Una de las cosas más brillantes que tiene el cine, es ver cómo este arte se deja influenciar por distintas corrientes cinematográficas haciendo de él una de las expresiones humanas que más emociones y empatía puede causar al público.
Como muestra, nos topamos con directores de otras nacionalidades que construyen historias en lugares ajenos a los suyos, a su diario vivir y, además, utilizan actores de renombre para interpretar papeles cada vez más lejos de su rango actoral.
Así que cuando me enteré que el filme del director italiano Paolo Santorrino, This must be the Place, iba a estar en el Festival de Cine Internacional de Fine Arts, ajuste mi calendario para presenciar a Sean Penn en un filme de un director italiano cuya filmación se situó en Irlanda y en estados de la nación americana no muy vistos comúnmente en la gran pantalla de Hollywood.
Admito que no leí sobre la puesta en escena, ni sabía de que trataba el film, pero me dejé influenciar por la promoción del programa del Festival. Para ser especifico, a juzgar por la foto de promoción pensé que Penn interpretaría a una transexual neurótica en una comedia oscura. Para mi sorpresa, fue todo lo contrario.
This must be the Place trata sobre un estrella del rock de los años ‘70 y ‘80, ya retirada, y sobre su encuentro con la vida y su pasado. Esta se sitúa en Irlanda y cruza el charco hasta llegar a los Estados Unidos. Es aquí que la película gira completamente de dirección y de una comedia de situación pasa a una comedia dramática.
El personaje principal, Cheyenne, interpretado por Penn es uno exquisito. Una ex-estrella del rock que tras treinta años de no ver a su padre se entera de la muerte de este, lo que lo hace regresar a su antigua comunidad judía en las afueras de Nueva York. En ese momento, la trama de la película toma acción cuando Cheyenne decide continuar una hazaña legada a él por su padre.
Penn nos da a un roquero ya cansado. Con problemas de autoestima y en depresión que vive con remordimiento por su pasado lo que evita que viva su presente, lleno de lujos, una amorosa esposa (Frances McDormand) y amistades que lo apoyan en todo momento.
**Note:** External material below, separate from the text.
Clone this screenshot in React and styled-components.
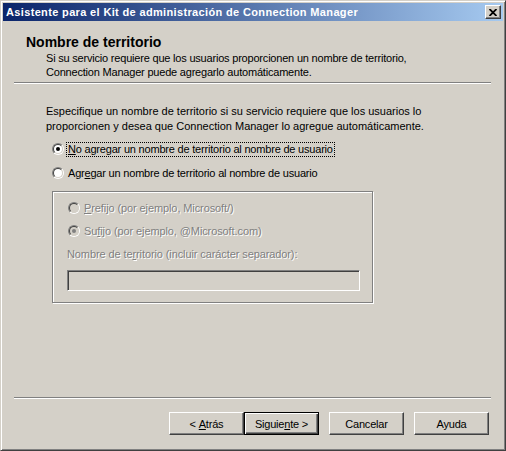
import React from 'react';
import styled, { createGlobalStyle } from 'styled-components';

const FACE = '#D4D0C8';

const Global = createGlobalStyle`
  html, body { margin: 0; padding: 0; background: ${FACE}; }
  body { width: 506px; height: 451px; overflow: hidden; }
  #root { width: 506px; height: 451px; }
`;

const Window = styled.div`
  box-sizing: border-box;
  width: 506px;
  height: 451px;
  display: flex;
  flex-direction: column;
  background: ${FACE};
  border: 1px solid;
  border-color: ${FACE} #404040 #404040 ${FACE};
  box-shadow: inset 1px 1px #fff, inset -1px -1px #808080;
  padding: 2px;
  font-family: "Liberation Sans", Arial, sans-serif;
  font-size: 11px;
  color: #000;
`;

const TitleBar = styled.div`
  height: 18px;
  flex: none;
  display: flex;
  align-items: center;
  padding: 0 2px 0 3px;
  background: linear-gradient(to right, #0a246a, #a6caf0);
`;

const TitleText = styled.div`
  flex: 1;
  color: #fff;
  font-weight: bold;
  font-size: 11px;
  white-space: nowrap;
  letter-spacing: 0.35px;
`;

const CloseButton = styled.div`
  box-sizing: border-box;
  width: 16px;
  height: 14px;
  background: ${FACE};
  border: 1px solid;
  border-color: #fff #404040 #404040 #fff;
  box-shadow: inset -1px -1px #808080;
  display: flex;
  align-items: center;
  justify-content: center;
`;

const Header = styled.div`
  flex: none;
  padding: 13px 0 0 23px;
`;

const HeaderTitle = styled.div`
  font-weight: bold;
  font-size: 14px;
  line-height: 16px;
`;

const HeaderSub = styled.div`
  margin: 1px 0 0 20px;
  line-height: 14px;
  letter-spacing: -0.2px;
`;

const Separator = styled.div`
  flex: none;
  height: 0;
  border-top: 1px solid #808080;
  border-bottom: 1px solid #fff;
  margin: ${p => p.$top || 0}px 12px 0 11px;
`;

const Body = styled.div`
  flex: 1;
  display: flex;
  flex-direction: column;
  align-items: flex-start;
  padding: 20px 0 0 43px;
`;

const Para = styled.p`
  margin: 0;
  line-height: 15px;
  letter-spacing: 0;
`;

const RadioList = styled.div`
  display: flex;
  flex-direction: column;
  gap: ${p => p.$gap}px;
  margin: ${p => p.$top}px 0 0 ${p => p.$left}px;
`;

const RadioRow = styled.div`
  display: flex;
  align-items: center;
  height: 16px;
`;

const RadioOuter = styled.span`
  box-sizing: border-box;
  width: 12px;
  height: 12px;
  border-radius: 50%;
  border: 1px solid;
  border-color: #808080 #fff #fff #808080;
  display: inline-flex;
  flex: none;
`;

const RadioInner = styled.span`
  box-sizing: border-box;
  width: 100%;
  height: 100%;
  border-radius: 50%;
  border: 1px solid;
  border-color: #404040 ${FACE} ${FACE} #404040;
  background: ${p => (p.$disabled ? FACE : '#fff')};
  display: flex;
  align-items: center;
  justify-content: center;
`;

const Dot = styled.span`
  width: 4px;
  height: 4px;
  border-radius: 50%;
  background: ${p => (p.$disabled ? '#808080' : '#000')};
`;

const Label = styled.span`
  margin-left: 2px;
  padding: 0 1px;
  line-height: 13px;
  border: 1px dotted ${p => (p.$focus ? '#000' : 'transparent')};
  white-space: nowrap;
  letter-spacing: ${p => (p.$disabled ? '-0.1px' : '-0.2px')};
  color: ${p => (p.$disabled ? '#808080' : '#000')};
  text-shadow: ${p => (p.$disabled ? '1px 1px #fff' : 'none')};
`;

const GroupBox = styled.div`
  box-sizing: border-box;
  width: 321px;
  margin: 10px 0 0 6px;
  border: 1px solid #808080;
  box-shadow: inset 1px 1px #fff, 1px 1px #fff;
  padding: 8px 13px 11px 14px;
  display: flex;
  flex-direction: column;
  align-items: flex-start;
`;

const FieldLabel = styled.div`
  margin-top: 8px;
  line-height: 14px;
  letter-spacing: -0.1px;
  color: #808080;
  text-shadow: 1px 1px #fff;
`;

const TextBox = styled.div`
  box-sizing: border-box;
  margin-top: 9px;
  width: 293px;
  height: 21px;
  background: ${FACE};
  border: 1px solid;
  border-color: #808080 #fff #fff #808080;
  box-shadow: inset 1px 1px #404040, inset -1px -1px ${FACE};
`;

const Footer = styled.div`
  flex: none;
  display: flex;
  justify-content: flex-end;
  padding: 13px 14px 13px 0;
`;

const Button = styled.div`
  box-sizing: border-box;
  width: 75px;
  height: 23px;
  margin-left: ${p => p.$gap || 0}px;
  display: flex;
  align-items: center;
  justify-content: center;
  background: ${FACE};
  white-space: pre;
  letter-spacing: -0.2px;
  ${p =>
    p.$default
      ? `border: 1px solid #000;
         box-shadow: inset 1px 1px #fff, inset -1px -1px #404040, inset -2px -2px #808080;`
      : `border: 1px solid; border-color: #fff #404040 #404040 #fff;
         box-shadow: inset -1px -1px #808080;`}
`;

const Radio = ({ checked, disabled }) => (
  <RadioOuter>
    <RadioInner $disabled={disabled}>{checked && <Dot $disabled={disabled} />}</RadioInner>
  </RadioOuter>
);

export default function App() {
  return (
    <>
      <Global />
      <Window>
        <TitleBar>
          <TitleText>Asistente para el Kit de administración de Connection Manager</TitleText>
          <CloseButton>
            <svg width="8" height="7" viewBox="0 0 8 7">
              <path d="M0.5 0 L7.5 7 M7.5 0 L0.5 7" stroke="#000" strokeWidth="1.8" fill="none" />
            </svg>
          </CloseButton>
        </TitleBar>
        <Header>
          <HeaderTitle>Nombre de territorio</HeaderTitle>
          <HeaderSub>
            Si su servicio requiere que los usuarios proporcionen un nombre de territorio,
            <br />
            Connection Manager puede agregarlo automáticamente.
          </HeaderSub>
        </Header>
        <Separator $top={3} />
        <Body>
          <Para>
            Especifique un nombre de territorio si su servicio requiere que los usuarios lo
            <br />
            proporcionen y desea que Connection Manager lo agregue automáticamente.
          </Para>
          <RadioList $gap={8} $top={7} $left={6}>
            <RadioRow>
              <Radio checked />
              <Label $focus>
                <u>N</u>o agregar un nombre de territorio al nombre de usuario
              </Label>
            </RadioRow>
            <RadioRow>
              <Radio />
              <Label>
                Agr<u>e</u>gar un nombre de territorio al nombre de usuario
              </Label>
            </RadioRow>
          </RadioList>
          <GroupBox>
            <RadioList $gap={7} $top={0} $left={1}>
              <RadioRow>
                <Radio disabled />
                <Label $disabled>
                  <u>P</u>refijo (por ejemplo, Microsoft/)
                </Label>
              </RadioRow>
              <RadioRow>
                <Radio disabled checked />
                <Label $disabled>
                  Su<u>f</u>ijo (por ejemplo, @Microsoft.com)
                </Label>
              </RadioRow>
            </RadioList>
            <FieldLabel>
              Nombre de te<u>r</u>ritorio (incluir carácter separador):
            </FieldLabel>
            <TextBox />
          </GroupBox>
        </Body>
        <Separator />
        <Footer>
          <Button>
            {'< '}
            <u>A</u>
            {'trás'}
          </Button>
          <Button $default>
            {'Siguie'}
            <u>n</u>
            {'te >'}
          </Button>
          <Button $gap={10}>Cancelar</Button>
          <Button $gap={10}>Ayuda</Button>
        </Footer>
      </Window>
    </>
  );
}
El director de este filme nos ofrece un personaje existencialista, que aunque lo tiene todo no tiene nada. Es por esta razón que a lo largo de la película, en lugar de que ver a un Cheyenne cumpliendo con la última voluntad de su padre, está tratando de buscarse a él mismo. Los personajes secundarios lo complementan. En especial aquellos que le acercan a cumplir con la última voluntad de su padre.
De otra parte, Santorrino construye la historia de una manera no muy habitual para el ojo acostumbrado al cine comercial lo que en mi opinión le da mucho valor al filme. Utiliza muchos planos de secuencia, planos de situación y un exceso de primeros planos uno tras otro. Constantemente cambia de paisaje. Paisajes que, por un lado, simulan el estado de certidumbre de Cheyenne y por el otro resaltan áreas que jamás uno se imaginaría de los Estados Unidos. Todo esto, presentado con una fotografía llena de colores, formas, texturas y hermosos paisajes.
El amor paterno filial, por su parte, es uno de los temas principales de la trama, pero entiendo que de menor importancia. El filme se centra más en la manera cómo el ser humano puede enmendar errores, hacer las pases con uno mismo y continuar viviendo de las grandes cosas que la vida te da.
No obstante a la genialidad del filme, a medida que se acerca el final se torna en uno predecible. Aun así, Santorrino sabe cómo mantener la duda en el espectador cambiando completamente la dirección de la película lo que a muchos podría molestar y a otros dejar pensando.
No puedo decir que la película es una joya. Mucho menos que me “voló la mente”. Pero en definitivo es una muy buena, entretenida y divertida. Esto al proponer una análisis del existencialismo del ser humano y haciendo una crítica al artista romántico sufrido mediante una comedia que muy bien puede apelar a un público joven como a uno adulto.